_PROBLEM DETAILS_: Write out each line of the listing as it stands, without the images.

_STORED DATA_:
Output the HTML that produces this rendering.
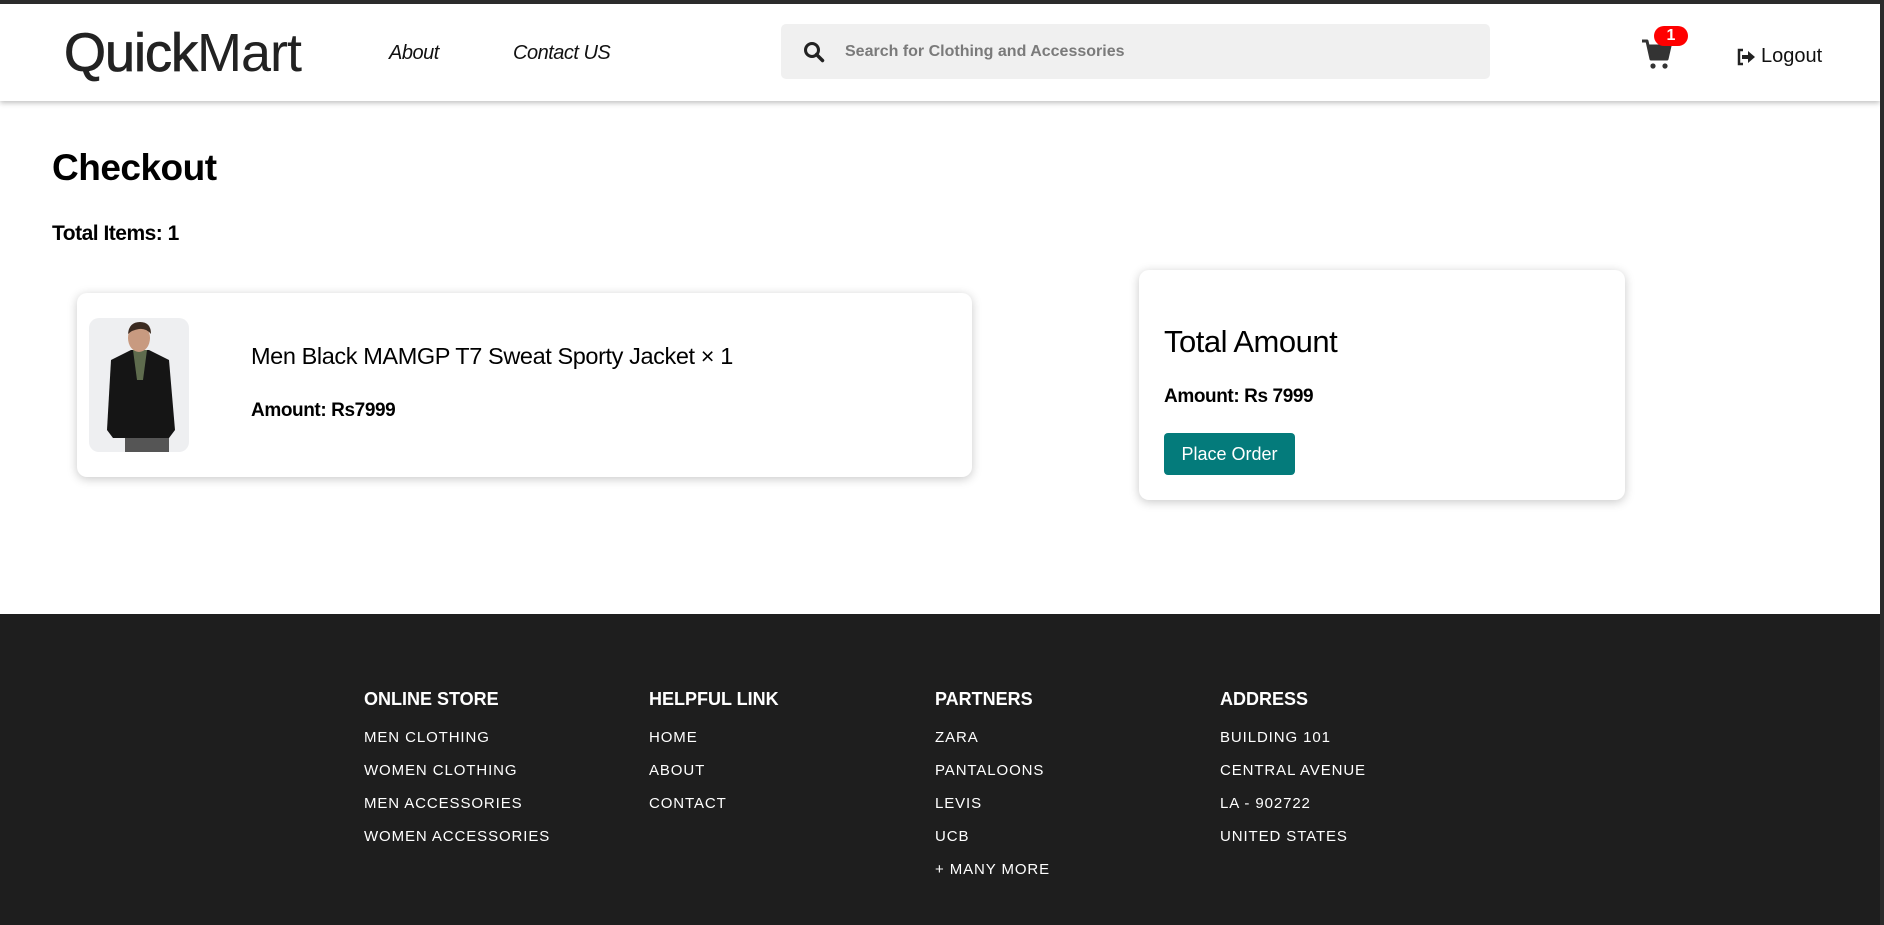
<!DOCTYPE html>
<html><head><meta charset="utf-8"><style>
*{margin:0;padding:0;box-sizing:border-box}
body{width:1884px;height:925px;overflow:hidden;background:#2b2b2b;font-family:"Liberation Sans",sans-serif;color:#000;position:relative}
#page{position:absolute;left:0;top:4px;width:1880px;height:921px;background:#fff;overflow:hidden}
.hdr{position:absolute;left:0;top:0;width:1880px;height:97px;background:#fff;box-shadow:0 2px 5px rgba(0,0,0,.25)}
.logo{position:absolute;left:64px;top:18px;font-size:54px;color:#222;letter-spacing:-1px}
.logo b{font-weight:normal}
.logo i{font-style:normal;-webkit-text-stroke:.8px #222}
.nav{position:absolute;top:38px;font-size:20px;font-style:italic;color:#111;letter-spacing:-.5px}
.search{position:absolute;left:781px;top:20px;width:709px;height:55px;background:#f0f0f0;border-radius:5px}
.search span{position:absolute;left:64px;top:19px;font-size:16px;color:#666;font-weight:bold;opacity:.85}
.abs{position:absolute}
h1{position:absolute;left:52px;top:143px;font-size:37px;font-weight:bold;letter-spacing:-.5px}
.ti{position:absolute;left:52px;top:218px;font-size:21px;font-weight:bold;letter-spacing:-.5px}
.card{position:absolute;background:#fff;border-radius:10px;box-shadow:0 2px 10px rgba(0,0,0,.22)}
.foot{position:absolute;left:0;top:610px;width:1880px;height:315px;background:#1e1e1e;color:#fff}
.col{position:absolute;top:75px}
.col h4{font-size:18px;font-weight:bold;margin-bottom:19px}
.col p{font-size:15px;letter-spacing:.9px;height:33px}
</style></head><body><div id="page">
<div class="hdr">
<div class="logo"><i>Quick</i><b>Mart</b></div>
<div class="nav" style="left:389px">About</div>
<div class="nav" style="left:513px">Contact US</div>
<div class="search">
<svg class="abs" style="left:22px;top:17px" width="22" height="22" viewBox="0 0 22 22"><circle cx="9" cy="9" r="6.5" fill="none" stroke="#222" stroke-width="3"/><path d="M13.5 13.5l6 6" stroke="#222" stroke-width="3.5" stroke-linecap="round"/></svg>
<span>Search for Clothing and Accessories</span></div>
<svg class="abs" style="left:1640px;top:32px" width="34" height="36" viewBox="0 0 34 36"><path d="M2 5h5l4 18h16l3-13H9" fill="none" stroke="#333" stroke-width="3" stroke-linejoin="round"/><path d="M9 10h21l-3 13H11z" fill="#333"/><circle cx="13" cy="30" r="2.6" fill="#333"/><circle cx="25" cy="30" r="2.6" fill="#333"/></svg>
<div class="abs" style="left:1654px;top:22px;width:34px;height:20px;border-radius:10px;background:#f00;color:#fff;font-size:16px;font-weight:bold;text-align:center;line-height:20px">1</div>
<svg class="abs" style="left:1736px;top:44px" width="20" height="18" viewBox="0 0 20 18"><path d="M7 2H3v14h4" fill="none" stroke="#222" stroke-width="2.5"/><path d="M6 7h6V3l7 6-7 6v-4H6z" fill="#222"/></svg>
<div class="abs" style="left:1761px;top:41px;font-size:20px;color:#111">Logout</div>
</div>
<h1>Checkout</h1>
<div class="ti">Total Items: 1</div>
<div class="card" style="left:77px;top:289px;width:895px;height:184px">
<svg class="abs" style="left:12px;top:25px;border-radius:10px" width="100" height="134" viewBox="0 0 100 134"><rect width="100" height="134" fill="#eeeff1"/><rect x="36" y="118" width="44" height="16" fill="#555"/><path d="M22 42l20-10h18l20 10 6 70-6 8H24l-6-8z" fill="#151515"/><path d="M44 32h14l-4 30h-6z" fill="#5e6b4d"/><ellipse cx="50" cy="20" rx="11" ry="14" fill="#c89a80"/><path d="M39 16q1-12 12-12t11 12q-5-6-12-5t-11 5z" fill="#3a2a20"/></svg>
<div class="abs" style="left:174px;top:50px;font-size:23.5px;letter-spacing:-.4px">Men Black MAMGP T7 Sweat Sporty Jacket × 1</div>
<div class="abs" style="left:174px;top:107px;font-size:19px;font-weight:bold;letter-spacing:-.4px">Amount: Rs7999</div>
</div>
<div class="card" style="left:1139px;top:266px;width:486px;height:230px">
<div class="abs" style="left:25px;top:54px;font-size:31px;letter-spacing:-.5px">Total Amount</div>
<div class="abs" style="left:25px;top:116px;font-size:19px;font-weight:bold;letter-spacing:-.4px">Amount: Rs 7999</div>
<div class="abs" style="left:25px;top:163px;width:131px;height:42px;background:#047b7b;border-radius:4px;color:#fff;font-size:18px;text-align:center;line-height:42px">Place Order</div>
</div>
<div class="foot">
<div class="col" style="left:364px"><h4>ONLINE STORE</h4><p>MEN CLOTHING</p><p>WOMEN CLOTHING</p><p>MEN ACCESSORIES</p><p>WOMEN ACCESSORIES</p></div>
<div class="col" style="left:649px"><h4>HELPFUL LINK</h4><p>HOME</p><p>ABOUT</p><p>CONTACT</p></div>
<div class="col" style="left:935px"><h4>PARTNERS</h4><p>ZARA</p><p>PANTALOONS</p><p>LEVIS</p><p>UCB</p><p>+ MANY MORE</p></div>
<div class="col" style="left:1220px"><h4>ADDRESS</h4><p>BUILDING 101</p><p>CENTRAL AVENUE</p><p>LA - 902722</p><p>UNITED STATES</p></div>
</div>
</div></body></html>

_ANSWER TO THIS EXERCISE_:
Output the HTML that produces this rendering.
<!DOCTYPE html>
<html><head><meta charset="utf-8"><style>
*{margin:0;padding:0;box-sizing:border-box}
body{width:1884px;height:925px;overflow:hidden;background:#2b2b2b;font-family:"Liberation Sans",sans-serif;color:#000;position:relative}
#page{position:absolute;left:0;top:4px;width:1880px;height:921px;background:#fff;overflow:hidden}
.hdr{position:absolute;left:0;top:0;width:1880px;height:97px;background:#fff;box-shadow:0 2px 5px rgba(0,0,0,.25)}
.logo{position:absolute;left:64px;top:18px;font-size:54px;color:#222;letter-spacing:-1px}
.logo b{font-weight:normal}
.logo i{font-style:normal;-webkit-text-stroke:.8px #222}
.nav{position:absolute;top:38px;font-size:20px;font-style:italic;color:#111;letter-spacing:-.5px}
.search{position:absolute;left:781px;top:20px;width:709px;height:55px;background:#f0f0f0;border-radius:5px}
.search span{position:absolute;left:64px;top:19px;font-size:16px;color:#666;font-weight:bold;opacity:.85}
.abs{position:absolute}
h1{position:absolute;left:52px;top:143px;font-size:37px;font-weight:bold;letter-spacing:-.5px}
.ti{position:absolute;left:52px;top:218px;font-size:21px;font-weight:bold;letter-spacing:-.5px}
.card{position:absolute;background:#fff;border-radius:10px;box-shadow:0 2px 10px rgba(0,0,0,.22)}
.foot{position:absolute;left:0;top:610px;width:1880px;height:315px;background:#1e1e1e;color:#fff}
.col{position:absolute;top:75px}
.col h4{font-size:18px;font-weight:bold;margin-bottom:19px}
.col p{font-size:15px;letter-spacing:.9px;height:33px}
</style></head><body><div id="page">
<div class="hdr">
<div class="logo"><i>Quick</i><b>Mart</b></div>
<div class="nav" style="left:389px">About</div>
<div class="nav" style="left:513px">Contact US</div>
<div class="search">
<svg class="abs" style="left:22px;top:17px" width="22" height="22" viewBox="0 0 22 22"><circle cx="9" cy="9" r="6.5" fill="none" stroke="#222" stroke-width="3"/><path d="M13.5 13.5l6 6" stroke="#222" stroke-width="3.5" stroke-linecap="round"/></svg>
<span>Search for Clothing and Accessories</span></div>
<svg class="abs" style="left:1640px;top:32px" width="34" height="36" viewBox="0 0 34 36"><path d="M2 5h5l4 18h16l3-13H9" fill="none" stroke="#333" stroke-width="3" stroke-linejoin="round"/><path d="M9 10h21l-3 13H11z" fill="#333"/><circle cx="13" cy="30" r="2.6" fill="#333"/><circle cx="25" cy="30" r="2.6" fill="#333"/></svg>
<div class="abs" style="left:1654px;top:22px;width:34px;height:20px;border-radius:10px;background:#f00;color:#fff;font-size:16px;font-weight:bold;text-align:center;line-height:20px">1</div>
<svg class="abs" style="left:1736px;top:44px" width="20" height="18" viewBox="0 0 20 18"><path d="M7 2H3v14h4" fill="none" stroke="#222" stroke-width="2.5"/><path d="M6 7h6V3l7 6-7 6v-4H6z" fill="#222"/></svg>
<div class="abs" style="left:1761px;top:41px;font-size:20px;color:#111">Logout</div>
</div>
<h1>Checkout</h1>
<div class="ti">Total Items: 1</div>
<div class="card" style="left:77px;top:289px;width:895px;height:184px">
<svg class="abs" style="left:12px;top:25px;border-radius:10px" width="100" height="134" viewBox="0 0 100 134"><rect width="100" height="134" fill="#eeeff1"/><rect x="36" y="118" width="44" height="16" fill="#555"/><path d="M22 42l20-10h18l20 10 6 70-6 8H24l-6-8z" fill="#151515"/><path d="M44 32h14l-4 30h-6z" fill="#5e6b4d"/><ellipse cx="50" cy="20" rx="11" ry="14" fill="#c89a80"/><path d="M39 16q1-12 12-12t11 12q-5-6-12-5t-11 5z" fill="#3a2a20"/></svg>
<div class="abs" style="left:174px;top:50px;font-size:23.5px;letter-spacing:-.4px">Men Black MAMGP T7 Sweat Sporty Jacket × 1</div>
<div class="abs" style="left:174px;top:107px;font-size:19px;font-weight:bold;letter-spacing:-.4px">Amount: Rs7999</div>
</div>
<div class="card" style="left:1139px;top:266px;width:486px;height:230px">
<div class="abs" style="left:25px;top:54px;font-size:31px;letter-spacing:-.5px">Total Amount</div>
<div class="abs" style="left:25px;top:116px;font-size:19px;font-weight:bold;letter-spacing:-.4px">Amount: Rs 7999</div>
<div class="abs" style="left:25px;top:163px;width:131px;height:42px;background:#047b7b;border-radius:4px;color:#fff;font-size:18px;text-align:center;line-height:42px">Place Order</div>
</div>
<div class="foot">
<div class="col" style="left:364px"><h4>ONLINE STORE</h4><p>MEN CLOTHING</p><p>WOMEN CLOTHING</p><p>MEN ACCESSORIES</p><p>WOMEN ACCESSORIES</p></div>
<div class="col" style="left:649px"><h4>HELPFUL LINK</h4><p>HOME</p><p>ABOUT</p><p>CONTACT</p></div>
<div class="col" style="left:935px"><h4>PARTNERS</h4><p>ZARA</p><p>PANTALOONS</p><p>LEVIS</p><p>UCB</p><p>+ MANY MORE</p></div>
<div class="col" style="left:1220px"><h4>ADDRESS</h4><p>BUILDING 101</p><p>CENTRAL AVENUE</p><p>LA - 902722</p><p>UNITED STATES</p></div>
</div>
</div></body></html>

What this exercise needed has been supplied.